Wymore, who began life as a woman, Melanie Wymore, had a successful career and even got married and had two children. Eventually coming to terms with his “true gender”, Wymore then undertook surgical and other changes so he could live as a man.
In Kenya, when Audrey’s story hit the news, it turned into a media circus with each media house trying to outrun the other in covering the story of the boy who wants to be a girl. Once they had covered the ‘bizarre’ story of the week, they moved on to the next big story, further reinforcing that the media has also been partially responsible for negativity that transgender people face in Kenya through their biased reports.
The systematic dehumanisation of transgender persons through words, images and the lack thereof of words and images that represent the totality of their experiences is actually what contributes to others seeing them as less than human therefore justifying the human rights violation they face. Kenya’s first public transgender person was a woman only identified as Rose. She made headlines in the 1980s after she got sex reassignment surgery because gender identity disorders were unheard of then.
Following her surgery, her life became a nightmare. According to reports, Rose was constantly a subject of ridicule. She was ostracised and couldn’t get a job or support because she was viewed as a disgrace and recluse in the society.
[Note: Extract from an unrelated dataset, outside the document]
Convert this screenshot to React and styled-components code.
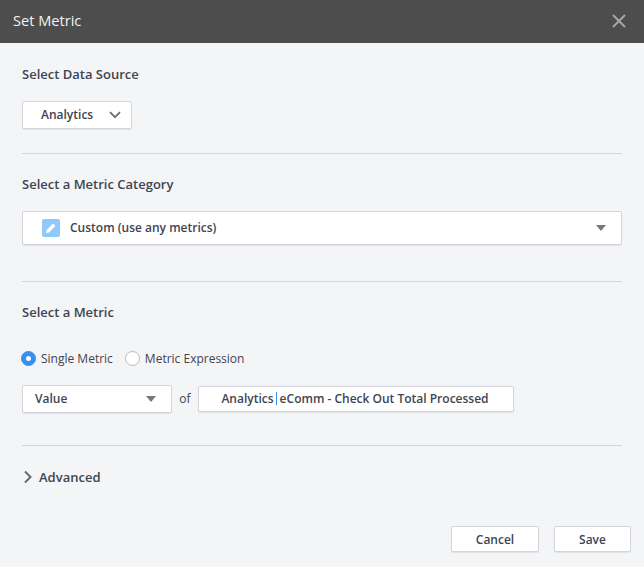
import React from "react";
import styled, { createGlobalStyle } from "styled-components";

const GlobalStyle = createGlobalStyle`
  html, body {
    margin: 0;
    padding: 0;
    background: #f4f5f7;
  }
  * {
    box-sizing: border-box;
  }
`;

const Dialog = styled.div`
  width: 644px;
  height: 567px;
  overflow: hidden;
  background: #f4f5f7;
  font-family: "Open Sans", sans-serif;
  color: #3f4450;
`;

const Header = styled.header`
  height: 43px;
  background: #4d4d4d;
  display: flex;
  align-items: center;
  justify-content: space-between;
  padding: 0 18px 1px 13px;
`;

const Title = styled.h1`
  margin: 0 0 2px;
  font-size: 14.6px;
  font-weight: 400;
  color: #f2f2f2;
`;

const Body = styled.div`
  padding: 0 22px;
`;

const Section = styled.section`
  height: ${({ $height }) => $height}px;
  padding-top: ${({ $top }) => $top}px;
  border-bottom: 1px solid ${({ $plain }) => ($plain ? "transparent" : "#d5d6da")};
`;

const Label = styled.h2`
  margin: 0;
  height: 18px;
  line-height: 18px;
  font-size: 13px;
  font-weight: 600;
  color: #3f4450;
`;

const whiteBox = `
  background: #fff;
  border: 1px solid #d3d5da;
  border-radius: 2px;
  box-shadow: 0 1px 1px rgba(0, 0, 0, 0.08);
`;

const SourceButton = styled.div`
  ${whiteBox}
  width: 110px;
  height: 28px;
  margin-top: 18px;
  padding: 0 10px 0 18px;
  display: flex;
  align-items: center;
  justify-content: space-between;
  font-size: 12px;
  font-weight: 600;
`;

const BoxText = styled.span`
  flex: ${({ $grow }) => ($grow ? 1 : "none")};
  margin-bottom: 2px;
`;

const CategorySelect = styled.div`
  ${whiteBox}
  height: 34px;
  margin-top: 18px;
  padding: 0 15px 0 19px;
  display: flex;
  align-items: center;
  font-size: 12px;
  font-weight: 600;
`;

const CategoryIcon = styled.span`
  width: 18px;
  height: 18px;
  margin-right: 10px;
  border-radius: 2px;
  background: #8fc8fb;
  display: flex;
  align-items: center;
  justify-content: center;
`;

const Caret = styled.span`
  width: 0;
  height: 0;
  border-left: 5.5px solid transparent;
  border-right: 5.5px solid transparent;
  border-top: 6px solid #77797e;
`;

const RadioRow = styled.div`
  margin-top: 27px;
  height: 20px;
  display: flex;
  align-items: center;
  font-size: 12px;
`;

const RadioMark = styled.span`
  width: 15px;
  height: 15px;
  margin-right: 5px;
  border-radius: 50%;
  background: ${({ $on }) => ($on ? "#3a8fee" : "#fff")};
  border: 1px solid ${({ $on }) => ($on ? "#3a8fee" : "#b9bbc0")};
  display: flex;
  align-items: center;
  justify-content: center;
  &::after {
    content: "";
    display: ${({ $on }) => ($on ? "block" : "none")};
    width: 5px;
    height: 5px;
    border-radius: 50%;
    background: #fff;
  }
`;

const RadioOption = styled.label`
  display: flex;
  align-items: center;
  margin-left: ${({ $gap }) => $gap}px;
`;

const MetricRow = styled.div`
  margin-top: 17px;
  display: flex;
  align-items: center;
  font-size: 12px;
`;

const ValueSelect = styled.div`
  ${whiteBox}
  width: 150px;
  height: 28px;
  padding: 0 15px 0 12px;
  display: flex;
  align-items: center;
  justify-content: space-between;
  font-weight: 600;
`;

const Of = styled.span`
  width: 26px;
  text-align: center;
  margin-bottom: 2px;
`;

const MetricInput = styled.div`
  ${whiteBox}
  width: 316px;
  height: 26px;
  display: flex;
  align-items: center;
  justify-content: center;
  font-weight: 600;
  padding-right: 2px;
`;

const Pipe = styled.span`
  display: inline-block;
  width: 1px;
  height: 13px;
  margin: 0 2.5px;
  background: #3a8fee;
  vertical-align: -2px;
`;

const Advanced = styled.div`
  display: flex;
  align-items: center;
  gap: 6px;
  margin-left: 1px;
  height: 20px;
  font-size: 13px;
  font-weight: 600;
`;

const Footer = styled.div`
  margin-top: 39px;
  margin-right: -9px;
  display: flex;
  justify-content: flex-end;
  gap: 15px;
`;

const Button = styled.button`
  ${whiteBox}
  width: ${({ $width }) => $width}px;
  height: 26px;
  padding: 0;
  font-family: inherit;
  font-size: 12px;
  font-weight: 600;
  color: #3f4450;
`;

const App = () => {
  return (
    <>
      <GlobalStyle />
      <Dialog>
        <Header>
          <Title>Set Metric</Title>
          <svg width="14" height="14" viewBox="0 0 14 14">
            <path d="M1 1L13 13M13 1L1 13" stroke="#a6a6a6" strokeWidth="2" fill="none" />
          </svg>
        </Header>
        <Body>
          <Section $height={111} $top={22}>
            <Label>Select Data Source</Label>
            <SourceButton>
              <BoxText>Analytics</BoxText>
              <svg width="12" height="8" viewBox="0 0 12 8">
                <path d="M1 1.2L6 6.2L11 1.2" stroke="#6b6d72" strokeWidth="1.8" fill="none" />
              </svg>
            </SourceButton>
          </Section>
          <Section $height={128} $top={21}>
            <Label>Select a Metric Category</Label>
            <CategorySelect>
              <CategoryIcon>
                <svg width="12" height="12" viewBox="0 0 12 12">
                  <path d="M1 11L1.6 8L8 1.6L10.4 4L4 10.4Z" fill="#fff" />
                </svg>
              </CategoryIcon>
              <BoxText $grow>Custom (use any metrics)</BoxText>
              <Caret />
            </CategorySelect>
          </Section>
          <Section $height={164} $top={21}>
            <Label>Select a Metric</Label>
            <RadioRow>
              <RadioOption $gap={-1}>
                <RadioMark $on />
                Single Metric
              </RadioOption>
              <RadioOption $gap={12}>
                <RadioMark />
                Metric Expression
              </RadioOption>
            </RadioRow>
            <MetricRow>
              <ValueSelect>
                <BoxText>Value</BoxText>
                <Caret />
              </ValueSelect>
              <Of>of</Of>
              <MetricInput>
                <BoxText>
                  Analytics<Pipe />eComm - Check Out Total Processed
                </BoxText>
              </MetricInput>
            </MetricRow>
          </Section>
          <Section $height={120} $top={21} $plain>
            <Advanced>
              <svg width="10" height="14" viewBox="0 0 10 14">
                <path d="M2 1.5L7.5 7L2 12.5" stroke="#66686d" strokeWidth="2" fill="none" />
              </svg>
              Advanced
            </Advanced>
            <Footer>
              <Button $width={88}>Cancel</Button>
              <Button $width={77}>Save</Button>
            </Footer>
          </Section>
        </Body>
      </Dialog>
    </>
  );
};

export default App;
Six months after her surgery, following all the stress and depression she was battling, Rose took her own life. Most people feel like speaking on taboo matters such as transgenderism offends common decency and family values that we want to believe in as a society.
Offensive or not it doesn’t make the issue go away. This is one of the reasons that prompted Audrey to set up Transgender Advocacy and Education to sensitize people on the issue of trangenderism, while giving transgender people a safe heaven. Currently they have 40 members, unlike Audrey, most of them prefer anonymity because they know their families and friends would never accept them as they are.
This raises the possibility that among the many Kenyans who yet see transgender people as an aberration – or, even more insultingly, as an abomination – there may well be people whose brothers and sisters, or even husbands and wives, are quietly yearning “to be recognized for who they really are”.
When I first did my research on this issue about 11 months ago, I assumed that Audrey was the only transgender person in Kenya. She later introduced me to a number of other transgender men and women, most of whom live a double life for fear of being rejected by the ones they care about.
As I interacted with them, they made me understand the anguish they experience every day, battling the fact that their gender expression or behaviour does not conform to that typically associated with the sex to which they were assigned at birth.
If they could, they would definitely try to conform to their assigned gender, life would be easier for them but it’s not that simple, gender identity disorder is not something that you can wish away or medicate and cure.
My appeal would be directed to the National Cohesion and Integration Commission led by Chairman Mzalendo Kibunjia to take up this matter to come out and defend the rights of transgender people as a recognised minority. This falls under their mandate to elimination of all forms of discrimination based on ethnic, racial, religious and social origin in Kenya.
But even this is only a short-term solution to deal with the immediate challenge of intolerance. More fundamentally, we need new legislation which specifically addresses the exceptional needs of our transgender minority, and lays out guidelines for their protection.
Moving forward, as a society, we also need to be more understanding of minority groups and stop using religion as a defense to lock them out. As US President Barack Obama recently noted; you can’t deny people their basic rights and pretend it’s about your ‘religious freedom’. Religious freedom doesn’t mean you can force others to live by your own beliefs.